Phylogenomics of Rapid Avian Radiations
Issue Date
2015-08-31Author
Oliveros, Carl Hirang
Publisher
University of Kansas
Format
124 pages
Type
Dissertation
Degree Level
Ph.D.
Discipline
Ecology & Evolutionary Biology
Rights
Copyright held by the author.
Metadata
Show full item recordAbstract
I use data from sequence capture of ultraconserved elements to resolve three rapid radiations in the avian tree of life and in the process gain insights on applying analytical strategies with gene tree-based coalescent methods (GCM). In Chapter 1, I explore analytical strategies that can be employed with GCMs to increase phylogenetic resolution and minimize highly supported conflicting results, including subsampling taxa to increase the number of gene trees analyzed, trimming sequences to eliminate sequence length heterogeneity, and filtering loci based on information content. These strategies are used to reconstruct a highly resolved and consistent phylogenetic hypothesis for the relatively young avian family, Zosteropidae. I show how conflicting results from different GCMs can arise from biases introduced by sequence length heterogeneity and uninformative loci that can lead to strongly supported incorrect estimates of phylogeny.
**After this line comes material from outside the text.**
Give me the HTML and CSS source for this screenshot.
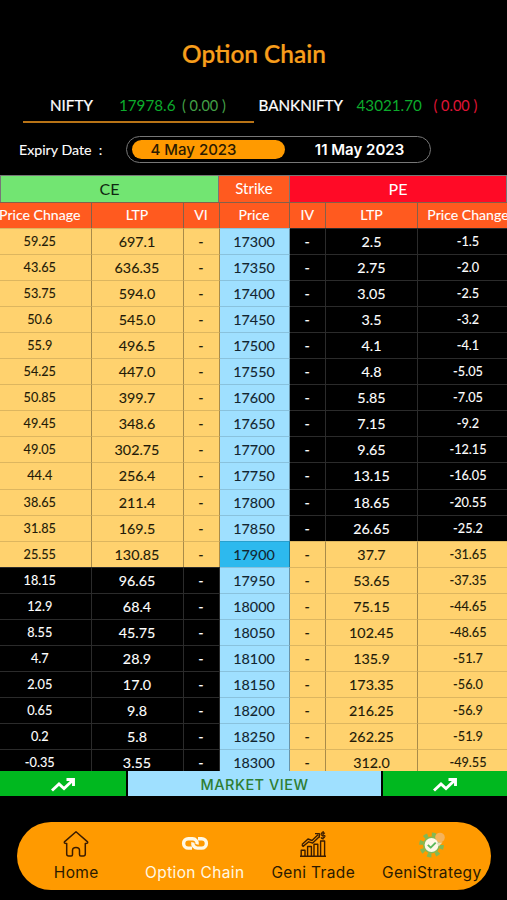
FILE: index.html
```html
<!DOCTYPE html>
<html lang="en">
  <head>
    <meta charset="utf-8" />
    <title>Option Chain</title>
    <meta name="viewport" content="width=device-width, initial-scale=1" />
    <link rel="stylesheet" href="styles.css">
  </head>
  <body>
    <h1 class="title">Option Chain</h1>

    <div class="indices">
      <div class="index active">
        <span class="index-name">NIFTY</span>
        <span class="index-price">17978.6</span>
        <span class="index-change up">( 0.00 )</span>
      </div>
      <div class="index bank">
        <span class="index-name">BANKNIFTY</span>
        <span class="index-price">43021.70</span>
        <span class="index-change down">( 0.00 )</span>
      </div>
    </div>

    <div class="expiry">
      <span class="expiry-label">Expiry Date&nbsp; :</span>
      <div class="expiry-switch">
        <button class="date selected">4 May 2023</button>
        <button class="date">11 May 2023</button>
      </div>
    </div>

    <div class="chain">
      <div class="group-head">
        <div class="ce">CE</div>
        <div class="strike-head">Strike</div>
        <div class="pe">PE</div>
      </div>
      <div class="row col-head">
        <div>Price Chnage</div>
        <div>LTP</div>
        <div>VI</div>
        <div>Price</div>
        <div>IV</div>
        <div>LTP</div>
        <div>Price Change</div>
      </div>
      <div id="rows"></div>
    </div>

    <div class="market">
      <button class="trend">
        <svg width="26" height="16" viewBox="0 0 26 16"><path d="M2 13.500 9 7l5 4.500L23 3M16.500 2.500H23.500V9" /></svg>
      </button>
      <div class="market-view">MARKET VIEW</div>
      <button class="trend">
        <svg width="26" height="16" viewBox="0 0 26 16"><path d="M2 13.500 9 7l5 4.500L23 3M16.500 2.500H23.500V9" /></svg>
      </button>
    </div>

    <nav class="tabs">
      <a class="tab">
        <svg class="icon line" width="28" height="28" viewBox="0 0 28 28">
          <path d="M14 1.700 2.400 11.900Q1.800 13.600 4.700 13.400V24Q4.700 26 6.700 26H9.200Q10.500 26 10.500 24.500V20.500Q10.500 17.500 14 17.500T17.500 20.500V24.500Q17.500 26 18.800 26H21.300Q23.300 26 23.300 24V13.400Q26.200 13.600 25.600 11.900Z" />
        </svg>
        <span>Home</span>
      </a>
      <a class="tab current">
        <svg class="icon link" width="28" height="28" viewBox="0 0 28 28">
          <path d="M11 18.100H7.300A4.700 4.700 0 0 1 7.300 8.700H11.500A4.700 4.700 0 0 1 16.100 14.400" />
          <path d="M17 8.700H20.700A4.700 4.700 0 0 1 20.700 18.100H16.500A4.700 4.700 0 0 1 11.900 12.400" />
        </svg>
        <span>Option Chain</span>
      </a>
      <a class="tab">
        <svg class="icon bars" width="28" height="28" viewBox="0 0 28 28">
          <path d="M1 26.300H27M2.200 26V20.200H6V26M8.600 26V16.500H12.400V26M15 26V14.200H18.800V26M21.600 26V11H25.600V26" />
          <path d="M3 14.500 9 9l4 1.500L19 4.800M3.800 16.600 9.700 11.800l4 1.300L20 7M16 3.600H20.300V7.800M3 14.500l.8 2.100" />
          <path class="dollar" d="M25.900 3.600Q23.300 1.600 22.300 3.600T24.200 5.300T25.300 7.500T22 7.400M24.100 1V9.500" />
        </svg>
        <span>Geni Trade</span>
      </a>
      <a class="tab">
        <svg class="icon" width="28" height="28" viewBox="0 0 28 28">
          <circle cx="13.500" cy="15" r="10.400" fill="none" stroke="#82b954" stroke-width="4" stroke-dasharray="4.084 4.084" />
          <circle cx="13.500" cy="15" r="8.500" fill="#82b954" />
          <circle cx="22" cy="7.500" r="4.800" fill="#f5b35a" />
          <circle cx="13.500" cy="15" r="6.900" fill="#fff8e8" />
          <path d="M18.500 12.500h6l-4 4z" fill="#e9dcb8" />
          <path d="m9.800 14.800 2.900 2.900 5-5" fill="none" stroke="#5bb85b" stroke-width="1.900" />
        </svg>
        <span>GeniStrategy</span>
      </a>
    </nav>

    <script src="script.js"></script>
  </body>
</html>
```

FILE: styles.css
```css
* {
  box-sizing: border-box;
}
body {
  margin: 0;
  height: 900px;
  overflow: hidden;
  display: flex;
  flex-direction: column;
  background: #000;
  color: #fff;
  font-family: Lato, sans-serif;
}
button {
  border: 0;
  padding: 0;
  background: none;
  color: inherit;
  font: inherit;
}
.title {
  margin: 38px 0 0 1px;
  height: 32px;
  line-height: 32px;
  text-align: center;
  font-size: 24.4px;
  font-weight: 600;
  color: #f79e1b;
  -webkit-text-stroke: 0.2px;
}

/* index prices */
.indices {
  display: flex;
  margin: 21px 23px 0;
  height: 32px;
}
.index {
  display: flex;
  align-items: baseline;
  width: 231px;
  padding: 4px 0 0 27px;
  line-height: 20px;
  font-size: 15.2px;
  white-space: nowrap;
}
.index.active {
  border-bottom: 2px solid #b87316;
}
.index.bank {
  padding-left: 5px;
}
.index-name {
  width: 69px;
  -webkit-text-stroke: 0.2px;
}
.bank .index-name {
  width: 98px;
}
.index-price {
  width: 63px;
  color: #0cab2c;
}
.bank .index-price {
  width: 77px;
}
.index-change {
  font-size: 14.5px;
}
.up {
  color: #43a047;
}
.down {
  color: #e01436;
}

/* expiry dates */
.expiry {
  display: flex;
  align-items: center;
  margin: 13px 0 0 19px;
  height: 27px;
}
.expiry-label {
  width: 107px;
  font-size: 14.2px;
  -webkit-text-stroke: 0.1px;
}
.expiry-switch {
  display: flex;
  align-items: center;
  width: 305px;
  height: 27px;
  padding: 0 5px;
  border: 1px solid #777;
  border-radius: 14px;
  font-family: Inter, sans-serif;
  font-size: 15px;
  font-weight: 600;
  letter-spacing: 0.45px;
}
.date {
  flex: 1;
  height: 19px;
  line-height: 20px;
  padding-left: 9px;
  border-radius: 10px;
}
.date.selected {
  flex: 0 0 153px;
  padding: 0 30px 0 0;
  background: #ff9a00;
  color: #2b1a00;
  font-weight: 500;
}

/* option chain table */
.chain {
  margin-top: 12px;
  height: 596px;
  overflow: hidden;
}
.group-head {
  display: grid;
  grid-template-columns: 218px 71px 217px;
  height: 26.5px;
  line-height: 25px;
  padding-left: 1px;
  background: #777;
  text-align: center;
  font-size: 16px;
}
.group-head div {
  border-top: 1px solid #777;
  border-right: 1px solid #777;
}
.ce {
  background: #72e572;
  color: #102810;
}
.strike-head {
  background: #ff5a1f;
  font-size: 15px;
}
.pe {
  background: #ff0a26;
}
.row {
  display: grid;
  grid-template-columns: 102.500px 92px 36px 70px 36.500px 92px 101px;
  width: 530px;
  margin-left: -11px;
  height: 26.075px;
  line-height: 25.500px;
  text-align: center;
  font-size: 14.3px;
  -webkit-text-stroke: 0.1px;
}
.row div {
  border-right: 1px solid #0005;
  border-top: 1px solid #0002;
}
.row.col-head {
  height: 26.4px;
  line-height: 24px;
  font-size: 14.1px;
}
.col-head div {
  background: #ff5a1f;
  border-color: #84604a;
  white-space: nowrap;
}
.row .small {
  font-size: 12.7px;
}
.row .itm {
  background: #ffd26e;
  color: #221a08;
}
.row .otm {
  background: #000;
  border-color: #2b2b2b;
}
.row .strike {
  background: #9fe0ff;
  color: #122530;
}
.row .atm {
  background: #2db9ee;
}

/* market strip */
.market {
  display: grid;
  grid-template: 25px / 126px 253px 1fr;
  gap: 2px;
  height: 25px;
}
.trend {
  display: flex;
  align-items: center;
  justify-content: center;
  padding-top: 2px;
  background: #00b81f;
}
.trend svg {
  fill: none;
  stroke: #fff;
  stroke-width: 2.900;
}
.market-view {
  padding-top: 2px;
  background: #9fe0ff;
  color: #2e7d32;
  line-height: 23px;
  text-align: center;
  font-family: Inter, sans-serif;
  font-size: 14.5px;
  font-weight: 500;
  letter-spacing: 0.5px;
}

/* bottom tabs */
.tabs {
  display: grid;
  grid-template-columns: repeat(4, 118.500px);
  margin: 26px 16px 0 17px;
  height: 68px;
  border-radius: 34px;
  background: #ff9a00;
  color: #2b1a00;
  font-family: Inter, sans-serif;
  font-size: 15.5px;
  letter-spacing: 0.35px;
}
.tab {
  display: flex;
  flex-direction: column;
  align-items: center;
  padding-top: 8px;
  line-height: 20px;
  white-space: nowrap;
}
.tab span {
  margin-top: 5px;
}
.tab.current {
  color: #fff8e4;
}
.icon {
  fill: none;
  stroke-linejoin: round;
}
.line {
  stroke: #3a1c00;
  stroke-width: 1.500;
}
.link {
  stroke: #fff8e4;
  stroke-width: 3.400;
}
.bars {
  stroke: #3a1c00;
  stroke-width: 1.400;
}
.dollar {
  stroke-width: 1.200;
}
```

FILE: script.js
```js
// CE change, CE ltp, strike, PE ltp, PE change
const chain = [
  ["59.25", "697.1", 17300, "2.5", "-1.5"],
  ["43.65", "636.35", 17350, "2.75", "-2.0"],
  ["53.75", "594.0", 17400, "3.05", "-2.5"],
  ["50.6", "545.0", 17450, "3.5", "-3.2"],
  ["55.9", "496.5", 17500, "4.1", "-4.1"],
  ["54.25", "447.0", 17550, "4.8", "-5.05"],
  ["50.85", "399.7", 17600, "5.85", "-7.05"],
  ["49.45", "348.6", 17650, "7.15", "-9.2"],
  ["49.05", "302.75", 17700, "9.65", "-12.15"],
  ["44.4", "256.4", 17750, "13.15", "-16.05"],
  ["38.65", "211.4", 17800, "18.65", "-20.55"],
  ["31.85", "169.5", 17850, "26.65", "-25.2"],
  ["25.55", "130.85", 17900, "37.7", "-31.65"],
  ["18.15", "96.65", 17950, "53.65", "-37.35"],
  ["12.9", "68.4", 18000, "75.15", "-44.65"],
  ["8.55", "45.75", 18050, "102.45", "-48.65"],
  ["4.7", "28.9", 18100, "135.9", "-51.7"],
  ["2.05", "17.0", 18150, "173.35", "-56.0"],
  ["0.65", "9.8", 18200, "216.25", "-56.9"],
  ["0.2", "5.8", 18250, "262.25", "-51.9"],
  ["-0.35", "3.55", 18300, "312.0", "-49.55"],
];
const atm = 17900;

document.getElementById("rows").innerHTML = chain
  .map(([ceChange, ceLtp, strike, peLtp, peChange]) => {
    const ce = strike <= atm ? "itm" : "otm";
    const pe = strike >= atm ? "itm" : "otm";
    return `
      <div class="row">
        <div class="small ${ce}">${ceChange}</div>
        <div class="${ce}">${ceLtp}</div>
        <div class="${ce}">-</div>
        <div class="strike ${strike === atm ? "atm" : ""}">${strike}</div>
        <div class="${pe}">-</div>
        <div class="${pe}">${peLtp}</div>
        <div class="small ${pe}">${peChange}</div>
      </div>
    `;
  })
  .join("");
```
In Chapter 2, I examine higher-level relationships in the enigmatic core Corvoidea group of Oscine passerines. A highly resolved phylogeny of core Corvoidea is recovered, with a majority of nodes receiving high support from both ML and coalescent analyses. I show that short sequence lengths do not bias species tree estimates of GCMs if informative sites are present in these sequences. In contrast, some samples that have longer sequence lengths compared to most taxa but shorter sequence lengths compared to taxa in its clade can also bias species tree estimates of GCMs. In Chapter 3, I develop a hypothesis on the origins of the trogons (Trogonidae) based on a robust dated phylogeny estimated from thousands of genome-wide loci. I recover the first well-supported hypothesis of relationships among trogon genera. This topology, combined with the trogon fossil record, geologic, and climatic data, suggests an Old World origin in the Late Oligocene/Early Miocene for the crown group. In this iii chapter, I show that in some datasets in which loci have high information content, exclusion of less informative loci in analysis can lead to lower bootstrap support of species tree estimates of GCMs.